Thoughts on the MEFA Situation
I've been trying to wrangle my thoughts into words for a while now. It's a situation that upsets me for a variety of reasons.
I came to the MEFAs with a lot of uncertainty about awards. I started participating in fandom right around the time MEFA results came in, and some of my friends at the time, despite having multiple pieces nominated, came away with nothing and were upset about that. It didn't seem to make sense to me to have something that would be guaranteed to make some people feel bad. (Here is where I recorded my mixed emotions at the time.)
Over time, I became a convert, though. The MEFA system was particularly brilliant because of the reviews: It felt like a story didn't even have to place in order for the MEFAs to be an enjoyable experience. I enjoyed checking in on my reviews each week more than I looked forward to the results, and I long said that the nomination was the award for me: It meant that someone liked my work enough to want it recognized and others to read it. I knew I could look forward to the reviews. Over the years, I was involved in various roles as a MEFA participant: author, nominator, voter, volunteer. I could never be as involved as I would have liked--grad school and starting my teaching career saw to that--but I tried to lend my support where and when I could.
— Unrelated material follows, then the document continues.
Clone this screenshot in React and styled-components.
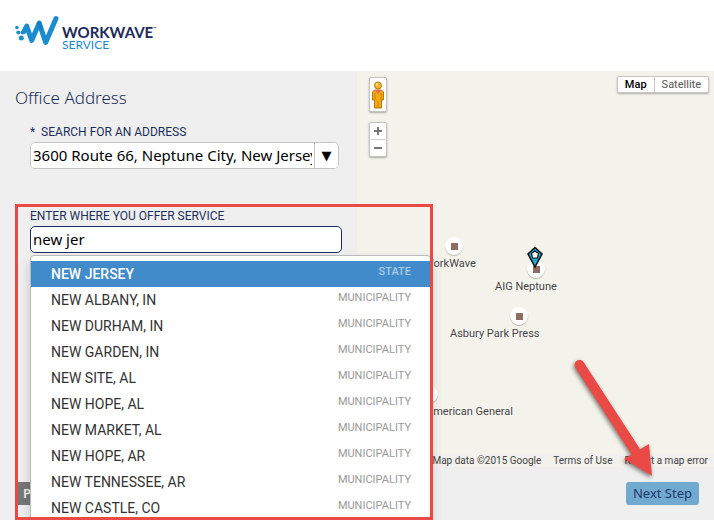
import React, {useState} from 'react';
import styled, {createGlobalStyle} from 'styled-components';

const GlobalStyle = createGlobalStyle`
* {
  box-sizing: border-box;
}
body {
  margin: 0;
  overflow: hidden;
  background-color: #efefef;
  font-family: "Noto Sans", "Open Sans", sans-serif;
  color: #1c2f5c;
}
`

const Page = styled.div`
position: relative;
display: flex;
flex-direction: column;
height: 100vh;
overflow: hidden;
`

const Header = styled.header`
display: flex;
align-items: flex-start;
flex: none;
height: 71px;
padding: 15px;
background-color: white;
`

const LogoMark = styled.svg`
width: 44px;
height: 36px;
`

const LogoText = styled.div`
display: flex;
flex-direction: column;
padding: 10px 0 0 3px;
`

const Brand = styled.span`
display: flex;
font: 700 15px/14px Lato, sans-serif;
color: #1b2a5a;
`

const Trade = styled.sup`
font-size: 4px;
line-height: 8px;
`

const Product = styled.span`
font: 12px/12px Lato, sans-serif;
color: #1a8ccf;
`

const Main = styled.main`
display: grid;
grid-template-columns: minmax(0, 1fr) minmax(0, 1fr);
flex: 1;
min-height: 0;
`

const Panel = styled.section`
min-height: 0;
padding: 15px;
`

const Title = styled.h1`
margin: 0;
font-size: 17px;
font-weight: 300;
line-height: 24px;
color: #1c2f5c;
`

const Field = styled.div`
position: relative;
display: flex;
flex-direction: column;
padding-left: 15px;
margin-top: ${props => props.$top};
`

const Label = styled.label`
padding-top: 2px;
font: 12px/20px Roboto, sans-serif;
`

const Combo = styled.div`
display: flex;
height: 27px;
margin-right: 3px;
border: 1px solid #c4c4c4;
border-radius: 5px;
background-color: white;
overflow: hidden;
`

const ComboInput = styled.input`
flex: 1;
min-width: 0;
margin: 0 2px 0 0;
padding: 0 0 1px 2px;
border: 0;
outline: 0;
font: 15px "Noto Sans", sans-serif;
color: black;
`

const ComboButton = styled.button`
width: 24px;
padding: 0;
border: 0;
border-left: 1px solid #c4c4c4;
background-color: white;
font: 13px/20px "DejaVu Sans", sans-serif;
color: black;
`

const AreaInput = styled.input`
height: 27px;
padding: 0 2px 1px;
border: 1px solid #1c2f5c;
border-radius: 5px;
outline: 0;
background-color: white;
font: 15px "Noto Sans", sans-serif;
color: black;
`

const Menu = styled.ul`
position: absolute;
z-index: 2;
top: 51px;
left: 15px;
width: 401px;
margin: 0;
padding: 5px 0;
border: 1px solid #bbb;
border-radius: 4px;
background-color: white;
box-shadow: 0 6px 12px rgba(0, 0, 0, 0.18);
list-style: none;
`

const Option = styled.li`
display: flex;
justify-content: space-between;
height: 26px;
padding: 0 19px 0 20px;
font: ${props => props.$active ? 500 : 400} 14px/26px Roboto, sans-serif;
color: ${props => props.$active ? 'white' : '#333'};
background-color: ${props => props.$active ? '#428bca' : 'transparent'};
`

const Kind = styled.small`
font-size: 11px;
line-height: 22px;
color: ${props => props.$active ? '#a9cbe8' : '#999'};
`

const Map = styled.section`
position: relative;
overflow: hidden;
background-color: #f4f3eb;
font-family: Roboto, sans-serif;
`

const MapBar = styled.div`
display: flex;
justify-content: space-between;
align-items: flex-start;
padding: 5px 5px 0 12px;
`

const Tools = styled.div`
display: flex;
flex-direction: column;
gap: 10px;
padding-top: 1px;
`

const ToolBox = styled.div`
display: flex;
flex-direction: column;
align-items: center;
width: 18px;
border: 1px solid #c2c1bc;
border-radius: 2px;
background-color: white;
box-shadow: 0 1px 2px rgba(0, 0, 0, 0.3);
`

const ToolButton = styled.button`
display: flex;
align-items: center;
justify-content: center;
width: 14px;
height: ${props => props.$height};
padding: 0;
border: 0;
background: none;
& + & {
  border-top: 1px solid #ccc;
}
`

const MapTypes = styled.div`
display: flex;
height: 17px;
border: 1px solid #c8c7c2;
border-radius: 2px;
background-color: white;
box-shadow: 0 1px 2px rgba(0, 0, 0, 0.3);
`

const MapType = styled.button`
padding: 0 7px;
border: 0;
background: none;
font: ${props => props.$active ? 500 : 400} 11px/15px Roboto, sans-serif;
color: ${props => props.$active ? 'black' : '#565656'};
& + & {
  border-left: 1px solid #c8c7c2;
}
`

const Pin = styled.span`
position: absolute;
left: ${props => props.$x}px;
top: ${props => props.$y}px;
display: flex;
align-items: center;
justify-content: center;
width: 18px;
height: 18px;
border-radius: 50%;
background-color: white;
box-shadow: 0 1px 1px rgba(0, 0, 0, 0.25);
&::before {
  content: '';
  width: 7px;
  height: 7px;
  background-color: #8d6e63;
}
`

const PinName = styled.span`
position: absolute;
left: ${props => props.$x}px;
top: ${props => props.$y}px;
font-size: 11px;
line-height: 14px;
white-space: nowrap;
color: #444;
text-shadow: 0 0 2px white;
`

const HomeMarker = styled.svg`
position: absolute;
left: 169px;
top: 175px;
width: 18px;
height: 22px;
`

const Credits = styled.div`
position: absolute;
right: 0;
bottom: 0;
display: flex;
gap: 12px;
padding: 0 6px;
background-color: #f2f1ed;
font-size: 10px;
line-height: 13px;
white-space: nowrap;
color: #444;
a {
  color: #444;
  text-decoration: none;
}
`

const Footer = styled.footer`
display: flex;
justify-content: space-between;
flex: none;
height: 53px;
padding: 15px;
`

const StepButton = styled.button`
height: 23px;
min-width: 72px;
padding: 0 ${props => props.$back ? '8px' : '7px'};
border: 0;
border-radius: 3px;
font: ${props => props.$back ? 600 : 400} 13px/23px "Noto Sans", sans-serif;
text-align: left;
color: ${props => props.$back ? '#eee' : '#1c3a6e'};
background-color: ${props => props.$back ? '#777' : '#72aacf'};
`

const Highlight = styled.div`
position: absolute;
z-index: 3;
top: 204px;
left: 15px;
bottom: 0;
width: 418px;
border: 3px solid #ea4a45;
pointer-events: none;
`

const Arrow = styled.svg`
position: absolute;
z-index: 4;
right: 52px;
bottom: 40px;
width: 92px;
height: 126px;
pointer-events: none;
filter: drop-shadow(-1px 2px 2px rgba(0, 0, 0, 0.5));
`

const areas = [
  ['NEW JERSEY', 'STATE'],
  ['NEW ALBANY, IN', 'MUNICIPALITY'],
  ['NEW DURHAM, IN', 'MUNICIPALITY'],
  ['NEW GARDEN, IN', 'MUNICIPALITY'],
  ['NEW SITE, AL', 'MUNICIPALITY'],
  ['NEW HOPE, AL', 'MUNICIPALITY'],
  ['NEW MARKET, AL', 'MUNICIPALITY'],
  ['NEW HOPE, AR', 'MUNICIPALITY'],
  ['NEW TENNESSEE, AR', 'MUNICIPALITY'],
  ['NEW CASTLE, CO', 'MUNICIPALITY'],
]

// x and y are the pin, nameX and nameY the caption, all from the map's corner
const places = [
  {name: 'WorkWave', x: 88, y: 166, nameX: 67, nameY: 186},
  {name: 'AIG Neptune', x: 170, y: 189, nameX: 138, nameY: 209},
  {name: 'Asbury Park Press', x: 153, y: 236, nameX: 93, nameY: 256},
  {name: 'American General', x: 63, y: 314, nameX: 69, nameY: 334},
]

function Logo() {
  return (
    <Header>
      <LogoMark viewBox="0 0 44 36" aria-hidden="true">
        <g fill="#1a8ccf">
          <circle cx="1.900" cy="12.500" r="1.800"/>
          <circle cx="3.300" cy="17.400" r="2"/>
          <circle cx="7.700" cy="17.600" r="2"/>
          <circle cx="6.300" cy="23" r="2.500"/>
        </g>
        <path d="M9 16.500L11.700 11L16.700 25.500L24.200 8L30.700 27.500L41 3.500" fill="none" stroke="#1a8ccf" strokeWidth="5" strokeLinecap="round" strokeLinejoin="round"/>
        <path d="M24.200 8L26 13.500" stroke="#177dc2" strokeWidth="4" strokeLinecap="round"/>
      </LogoMark>
      <LogoText>
        <Brand>WORKWAVE<Trade>™</Trade></Brand>
        <Product>SERVICE</Product>
      </LogoText>
    </Header>
  )
}

function MapView() {
  return (
    <Map>
      <MapBar>
        <Tools>
          <ToolBox>
            <ToolButton $height="33px" aria-label="Street View">
              <svg width="14" height="30" viewBox="0 0 14 30">
                <path d="M3.500 10h7l2 2v8h-2v8H3.500v-8h-2v-8z" fill="#f3a912" stroke="#b9770c"/>
                <path d="M4 10h6l-3 4z" fill="#f2606b"/>
                <path d="M4 13v7M10 13v7M7 21v7" stroke="#c9820c"/>
                <circle cx="7" cy="5.500" r="3.500" fill="#f3b430" stroke="#b9770c"/>
                <circle cx="6" cy="4.500" r="1.200" fill="#fde3a0"/>
              </svg>
            </ToolButton>
          </ToolBox>
          <ToolBox>
            <ToolButton $height="16px" aria-label="Zoom in">
              <svg width="8" height="8"><path d="M4 0v8M0 4h8" stroke="#777" strokeWidth="2"/></svg>
            </ToolButton>
            <ToolButton $height="17px" aria-label="Zoom out">
              <svg width="8" height="8"><path d="M0 4h8" stroke="#777" strokeWidth="2"/></svg>
            </ToolButton>
          </ToolBox>
        </Tools>
        <MapTypes>
          <MapType $active>Map</MapType>
          <MapType>Satellite</MapType>
        </MapTypes>
      </MapBar>
      {places.map(place => (
        <React.Fragment key={place.name}>
          <Pin $x={place.x} $y={place.y}/>
          <PinName $x={place.nameX} $y={place.nameY}>{place.name}</PinName>
        </React.Fragment>
      ))}
      <HomeMarker viewBox="0 0 18 22">
        <path d="M9 1.500L16 8L9 21L2 8z" fill="#1fa5cf" stroke="#111" strokeWidth="1.500"/>
        <path d="M9 5l3.500 2.500L11.500 12h-5L5.500 7.500z" fill="white" stroke="#111" strokeWidth="1.200"/>
      </HomeMarker>
      <Credits>
        <span>Map data ©2015 Google</span>
        <a href="#terms">Terms of Use</a>
        <a href="#report">Report a map error</a>
      </Credits>
    </Map>
  )
}

function App() {
  const [address, setAddress] = useState('3600 Route 66, Neptune City, New Jersey')
  const [area, setArea] = useState('new jer')

  return (
    <Page>
      <GlobalStyle/>
      <Logo/>
      <Main>
        <Panel>
          <Title>Office Address</Title>
          <Field $top="10px">
            <Label htmlFor="address">*&nbsp; SEARCH FOR AN ADDRESS</Label>
            <Combo>
              <ComboInput id="address" value={address} onChange={e => setAddress(e.target.value)}/>
              <ComboButton aria-label="Show addresses">▼</ComboButton>
            </Combo>
          </Field>
          <Field $top="35px">
            <Label htmlFor="area">ENTER WHERE YOU OFFER SERVICE</Label>
            <AreaInput id="area" value={area} onChange={e => setArea(e.target.value)}/>
            <Menu role="listbox">
              {areas.map(([name, kind], i) => (
                <Option key={name} role="option" aria-selected={i === 0} $active={i === 0}>
                  {name}
                  <Kind $active={i === 0}>{kind}</Kind>
                </Option>
              ))}
            </Menu>
          </Field>
        </Panel>
        <MapView/>
      </Main>
      <Footer>
        <StepButton $back aria-label="Previous">P</StepButton>
        <StepButton>Next Step</StepButton>
      </Footer>
      <Highlight/>
      <Arrow viewBox="0 0 92 126">
        <path d="M9.500 11L66 98" stroke="#ea4a45" strokeWidth="10" strokeLinecap="round"/>
        <path d="M79 90L82 122L54 105z" fill="#ea4a45"/>
      </Arrow>
    </Page>
  )
}

export default App;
I always admired the central MEFA volunteers for what was clearly a monumental outpouring. Hey, I know as well as anyone what that means. You sacrifice from your RL and especially from your creative life. While others are participating and having fun, you're doing very not-fun chores behind the scenes. And the pay sure ain't great. ;)
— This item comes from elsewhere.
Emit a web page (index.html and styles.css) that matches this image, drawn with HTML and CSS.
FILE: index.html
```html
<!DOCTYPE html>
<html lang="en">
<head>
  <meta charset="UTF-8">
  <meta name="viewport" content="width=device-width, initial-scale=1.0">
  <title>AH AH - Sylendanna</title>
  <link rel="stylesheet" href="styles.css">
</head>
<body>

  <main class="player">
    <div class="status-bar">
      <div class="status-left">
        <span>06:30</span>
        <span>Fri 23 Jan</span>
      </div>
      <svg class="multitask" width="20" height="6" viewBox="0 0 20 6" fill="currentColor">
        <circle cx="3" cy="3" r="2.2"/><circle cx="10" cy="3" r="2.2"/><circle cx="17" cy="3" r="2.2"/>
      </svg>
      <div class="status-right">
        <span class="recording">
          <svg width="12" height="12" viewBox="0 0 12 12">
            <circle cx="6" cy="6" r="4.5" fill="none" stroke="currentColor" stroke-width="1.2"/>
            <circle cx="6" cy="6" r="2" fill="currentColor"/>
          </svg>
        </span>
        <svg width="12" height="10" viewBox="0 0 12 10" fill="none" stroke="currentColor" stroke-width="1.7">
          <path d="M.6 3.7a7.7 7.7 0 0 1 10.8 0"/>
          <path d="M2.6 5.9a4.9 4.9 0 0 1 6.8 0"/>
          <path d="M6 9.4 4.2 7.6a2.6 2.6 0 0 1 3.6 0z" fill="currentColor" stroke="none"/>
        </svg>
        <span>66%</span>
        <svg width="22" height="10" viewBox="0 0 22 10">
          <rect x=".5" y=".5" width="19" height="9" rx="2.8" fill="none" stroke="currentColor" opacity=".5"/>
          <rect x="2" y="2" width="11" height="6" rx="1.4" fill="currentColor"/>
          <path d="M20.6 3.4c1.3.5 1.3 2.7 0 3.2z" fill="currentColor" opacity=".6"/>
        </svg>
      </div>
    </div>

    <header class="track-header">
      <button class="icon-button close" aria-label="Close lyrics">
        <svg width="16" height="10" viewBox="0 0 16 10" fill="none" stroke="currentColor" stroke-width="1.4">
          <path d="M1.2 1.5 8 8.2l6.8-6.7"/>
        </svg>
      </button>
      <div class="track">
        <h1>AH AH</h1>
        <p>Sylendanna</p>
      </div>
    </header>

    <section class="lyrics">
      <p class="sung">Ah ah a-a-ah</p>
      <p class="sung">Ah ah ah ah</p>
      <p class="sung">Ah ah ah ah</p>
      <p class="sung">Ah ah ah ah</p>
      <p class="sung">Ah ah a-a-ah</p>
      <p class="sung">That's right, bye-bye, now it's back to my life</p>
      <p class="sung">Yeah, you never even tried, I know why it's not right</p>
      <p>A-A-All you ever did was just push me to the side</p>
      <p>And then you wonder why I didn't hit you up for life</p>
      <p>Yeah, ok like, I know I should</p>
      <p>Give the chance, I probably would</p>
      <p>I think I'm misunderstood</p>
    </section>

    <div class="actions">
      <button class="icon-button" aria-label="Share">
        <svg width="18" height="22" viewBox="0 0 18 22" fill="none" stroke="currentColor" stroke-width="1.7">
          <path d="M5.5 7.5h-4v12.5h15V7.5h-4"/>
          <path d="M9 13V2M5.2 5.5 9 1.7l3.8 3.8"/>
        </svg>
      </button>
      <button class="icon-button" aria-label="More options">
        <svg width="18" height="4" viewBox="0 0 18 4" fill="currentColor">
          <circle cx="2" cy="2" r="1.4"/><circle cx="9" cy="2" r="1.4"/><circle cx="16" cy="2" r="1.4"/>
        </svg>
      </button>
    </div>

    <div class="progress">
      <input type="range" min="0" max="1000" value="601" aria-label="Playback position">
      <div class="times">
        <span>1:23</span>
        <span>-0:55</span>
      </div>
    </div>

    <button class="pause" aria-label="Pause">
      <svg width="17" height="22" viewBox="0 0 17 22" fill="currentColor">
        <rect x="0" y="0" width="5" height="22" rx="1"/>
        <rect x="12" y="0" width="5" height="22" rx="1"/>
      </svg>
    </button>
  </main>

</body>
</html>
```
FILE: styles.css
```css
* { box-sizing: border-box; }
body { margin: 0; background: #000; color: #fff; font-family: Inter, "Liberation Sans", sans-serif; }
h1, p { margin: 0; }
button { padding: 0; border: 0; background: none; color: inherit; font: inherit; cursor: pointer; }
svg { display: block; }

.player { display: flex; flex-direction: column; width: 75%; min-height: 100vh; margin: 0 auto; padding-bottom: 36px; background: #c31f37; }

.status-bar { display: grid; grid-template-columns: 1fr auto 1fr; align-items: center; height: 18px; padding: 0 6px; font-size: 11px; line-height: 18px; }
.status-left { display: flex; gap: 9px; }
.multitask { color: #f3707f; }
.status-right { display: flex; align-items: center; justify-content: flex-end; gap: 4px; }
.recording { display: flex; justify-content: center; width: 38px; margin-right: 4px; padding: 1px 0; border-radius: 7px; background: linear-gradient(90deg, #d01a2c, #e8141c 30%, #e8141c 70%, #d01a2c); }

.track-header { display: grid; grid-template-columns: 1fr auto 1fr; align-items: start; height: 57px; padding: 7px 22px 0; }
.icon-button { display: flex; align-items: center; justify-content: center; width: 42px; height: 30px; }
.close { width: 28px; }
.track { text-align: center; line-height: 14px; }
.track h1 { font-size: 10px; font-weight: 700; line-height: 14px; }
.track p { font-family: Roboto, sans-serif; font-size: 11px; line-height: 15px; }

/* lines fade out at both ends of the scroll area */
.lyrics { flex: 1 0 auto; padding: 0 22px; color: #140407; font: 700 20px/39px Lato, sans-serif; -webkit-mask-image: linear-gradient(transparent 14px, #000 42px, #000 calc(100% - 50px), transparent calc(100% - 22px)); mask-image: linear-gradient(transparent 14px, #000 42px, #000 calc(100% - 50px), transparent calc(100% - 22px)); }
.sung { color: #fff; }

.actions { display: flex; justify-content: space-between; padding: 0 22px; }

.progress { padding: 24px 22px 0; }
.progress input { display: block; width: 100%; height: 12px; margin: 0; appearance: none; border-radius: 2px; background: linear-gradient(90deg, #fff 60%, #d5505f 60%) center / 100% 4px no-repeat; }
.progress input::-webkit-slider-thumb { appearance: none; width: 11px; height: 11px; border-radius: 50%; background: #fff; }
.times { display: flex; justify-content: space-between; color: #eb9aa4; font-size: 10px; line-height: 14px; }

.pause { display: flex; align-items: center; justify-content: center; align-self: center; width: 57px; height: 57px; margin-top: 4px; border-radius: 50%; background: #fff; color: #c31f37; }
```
I find it hard to criticize admins for that reason, even when I don't agree with them. I've obviously been criticized during my time as the SWG owner, and it hurts. It hurts to pour so much of yourself into something and to have it thrown back in your face. It's like dreaming up what you think is a really special gift for a friend, then receiving a phone call from that friend, complaining of the hassle of taking that gift back to the store for a refund. It's easy to think uncharitable thoughts about your critics, too, at times like these.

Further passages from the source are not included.